## start

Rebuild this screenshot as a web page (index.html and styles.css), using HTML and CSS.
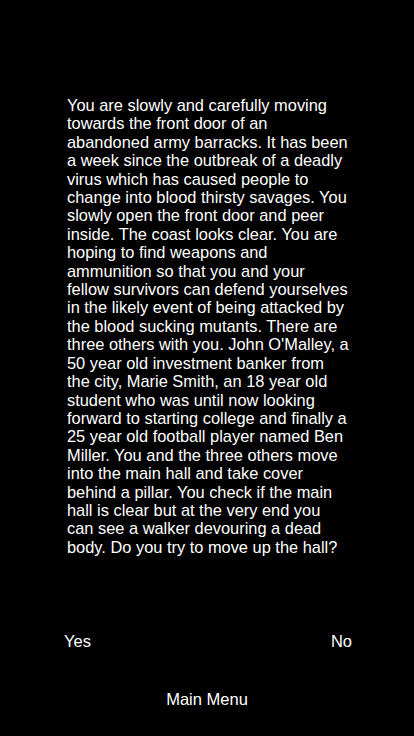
FILE: index.html
```html
<!DOCTYPE html>
<html lang="en">
<head>
  <meta charset="UTF-8">
  <meta name="viewport" content="width=device-width, initial-scale=1.0">
  <title>Story</title>
  <link rel="stylesheet" href="styles.css">
</head>
<body>
  <div class="screen">
    <p class="story">You are slowly and carefully moving towards the front door of an abandoned army barracks. It has been a week since the outbreak of a deadly virus which has caused people to change into blood thirsty savages. You slowly open the front door and peer inside. The coast looks clear. You are hoping to find weapons and ammunition so that you and your fellow survivors can defend yourselves in the likely event of being attacked by the blood sucking mutants. There are three others with you. John O'Malley, a 50 year old investment banker from the city, Marie Smith, an 18 year old student who was until now looking forward to starting college and finally a 25 year old football player named Ben Miller. You and the three others move into the main hall and take cover behind a pillar. You check if the main hall is clear but at the very end you can see a walker devouring a dead body. Do you try to move up the hall?</p>

    <div class="choices">
      <button class="choice">Yes</button>
      <button class="choice">No</button>
    </div>

    <button class="menu-btn">Main Menu</button>
  </div>
</body>
</html>
```

FILE: styles.css
```css
/* General */
body {
  margin: 0;
  padding: 0;
  background: #000;
  color: #fff;
  font-family: 'Liberation Sans', Arial, sans-serif;
}

.screen {
  display: flex;
  flex-direction: column;
  height: 736px;
  box-sizing: border-box;
  padding: 96px 0 27px;
}

/* Story text */
.story {
  margin: 0 0 0 67px;
  width: 284px;
  font-size: 16.4px;
  line-height: 18.4px;
}

/* Buttons */
button {
  background: none;
  border: none;
  color: #fff;
  font-family: inherit;
  font-size: 16.5px;
  padding: 0;
  cursor: pointer;
}

.choices {
  margin-top: auto;
  display: flex;
  justify-content: space-between;
  padding: 0 62px 0 64px;
  line-height: 20px;
}

.menu-btn {
  align-self: center;
  margin-top: 38px;
  line-height: 20px;
}
```
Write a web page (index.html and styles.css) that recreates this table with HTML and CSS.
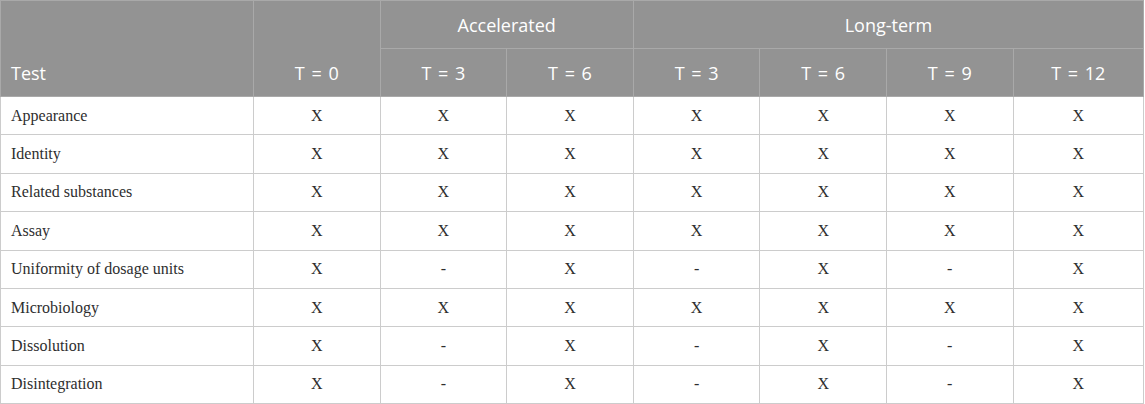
FILE: index.html
```html
<!DOCTYPE html>
<html>
<head>
<meta charset="utf-8">
<link rel="stylesheet" href="styles.css">
</head>
<body>
<table class="stab">
  <colgroup>
    <col class="c-test">
    <col class="c-val"><col class="c-val"><col class="c-val"><col class="c-val"><col class="c-val"><col class="c-val"><col>
  </colgroup>
  <thead>
    <tr class="h1">
      <th class="left" rowspan="2">Test</th>
      <th rowspan="2">T = 0</th>
      <th colspan="2" class="group">Accelerated</th>
      <th colspan="4" class="group">Long-term</th>
    </tr>
    <tr class="h2">
      <th>T = 3</th>
      <th>T = 6</th>
      <th>T = 3</th>
      <th>T = 6</th>
      <th>T = 9</th>
      <th>T = 12</th>
    </tr>
  </thead>
  <tbody>
    <tr><td class="left">Appearance</td><td>X</td><td>X</td><td>X</td><td>X</td><td>X</td><td>X</td><td>X</td></tr>
    <tr><td class="left">Identity</td><td>X</td><td>X</td><td>X</td><td>X</td><td>X</td><td>X</td><td>X</td></tr>
    <tr><td class="left">Related substances</td><td>X</td><td>X</td><td>X</td><td>X</td><td>X</td><td>X</td><td>X</td></tr>
    <tr><td class="left">Assay</td><td>X</td><td>X</td><td>X</td><td>X</td><td>X</td><td>X</td><td>X</td></tr>
    <tr><td class="left">Uniformity of dosage units</td><td>X</td><td>-</td><td>X</td><td>-</td><td>X</td><td>-</td><td>X</td></tr>
    <tr><td class="left">Microbiology</td><td>X</td><td>X</td><td>X</td><td>X</td><td>X</td><td>X</td><td>X</td></tr>
    <tr><td class="left">Dissolution</td><td>X</td><td>-</td><td>X</td><td>-</td><td>X</td><td>-</td><td>X</td></tr>
    <tr><td class="left">Disintegration</td><td>X</td><td>-</td><td>X</td><td>-</td><td>X</td><td>-</td><td>X</td></tr>
  </tbody>
</table>
</body>
</html>
```
FILE: styles.css
```css
html, body {
  margin: 0;
  padding: 0;
  background: #ffffff;
}

.stab {
  border-collapse: collapse;
  table-layout: fixed;
  width: 1144px;
}

.c-test {
  width: 253px;
}

.c-val {
  width: 126.6px;
}

.stab th {
  background: #939393;
  color: #ffffff;
  font-family: "Open Sans", "Liberation Sans", sans-serif;
  font-weight: 400;
  font-size: 18px;
  word-spacing: 2px;
  border: 1px solid #a9a9a9;
  padding: 0 10px;
  text-align: center;
  vertical-align: middle;
}

.stab thead tr {
  height: 48px;
}

.stab th[rowspan] {
  vertical-align: bottom;
  padding-bottom: 11px;
}

.stab th.left {
  text-align: left;
}

.stab td {
  font-family: "Liberation Serif", "Times New Roman", serif;
  font-size: 16px;
  color: #2e2e2e;
  border: 1px solid #cccccc;
  padding: 0 10px;
  text-align: center;
  vertical-align: middle;
}

.stab tbody tr {
  height: 38.4px;
}

.stab td.left {
  text-align: left;
}
```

## end

In the records above, find the lines containing "index" and copy them.

Rebuild this screenshot as a web page (index.html and styles.css), using HTML and CSS.
FILE: index.html
Write a web page (index.html and styles.css) that recreates this table with HTML and CSS.
FILE: index.html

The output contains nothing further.